C'erano tre stanze e un bagno al piano di sopra. La camera più grande, probabilmente della signora Flanagan, era vuota, così come quella in fondo al corridoio, dove Jessie riusciva a vedere numerose scatole di cartone: doveva essere stata la camera di Day, almeno fino a quando non si era trasferita.

Quella di mezzo, invece, aveva la porta chiusa, ed era da lì che venivano i colpi e, ora che era così vicino, i versi.

Sollevò sopra la testa il piede di porco, tenendosi di lato rispetto alla porta, e allungò la mano verso la maniglia, sbloccandola. Un attimo dopo il corpo di un adolescente di massimo quindici o sedici anni uscì dalla stanza, incespicando per l'improvvisa assenza di ostacoli, spandendo una tremenda puzza dolciastra nell'aria.

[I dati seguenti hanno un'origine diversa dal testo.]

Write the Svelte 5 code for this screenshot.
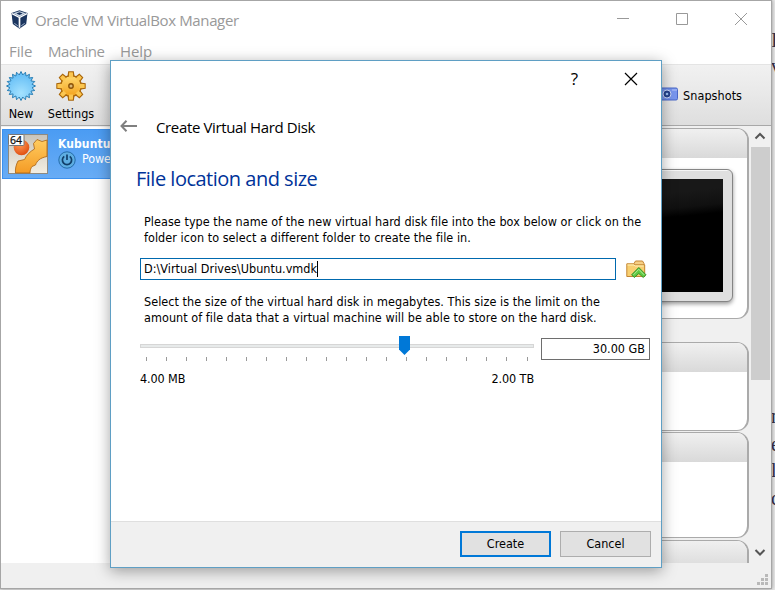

Senza dargli il tempo di riprendersi o di orizzontarsi, Jessie calò l'arma.

***

Tornò di sotto solo dopo aver ripulito il piede di porco, trovando le ragazze nell'identica posizione, anche se Madison adesso teneva lo sguardo fisso verso il giardino, da cui provenivano sempre più versi e suoni inquietanti. Presto avrebbero fatto irruzione.

- Alex, Kevin, mi sentite?- chiamò Jessie nel walkie talkie.

- Affermativo.- rispose l'ex soldato - Come va?-

- Male. Noi stiamo bene, ma...- sospirò - Senti, venite a prenderci e basta. Siamo circondati, quindi se poteste lanciare un'esca sarebbe l'ideale.-

- Va bene. Il tempo di piazzarla e saremo lì. Tenete duro, pochi minuti e vi recuperiamo.-

L'esca di cui parlava era un semplice tubo di metallo in cui avevano versato polvere da sparo presa da alcune cartucce del suo negozio e a cui avevano applicato una miccia di tre minuti. Auspicabilmente l'esplosione avrebbe attirato i non morti abbastanza a lungo da permettere loro di scappare da situazioni come quella.

Mettendo via la radio, Jessie si accucciò vicino a Day, prendendola per la spalla e stringendo con gentilezza. Lei alzò appena lo sguardo, mettendolo a fuoco tra le lacrime e, un momento dopo, gli fu addosso, stringendolo in un abbraccio disperato.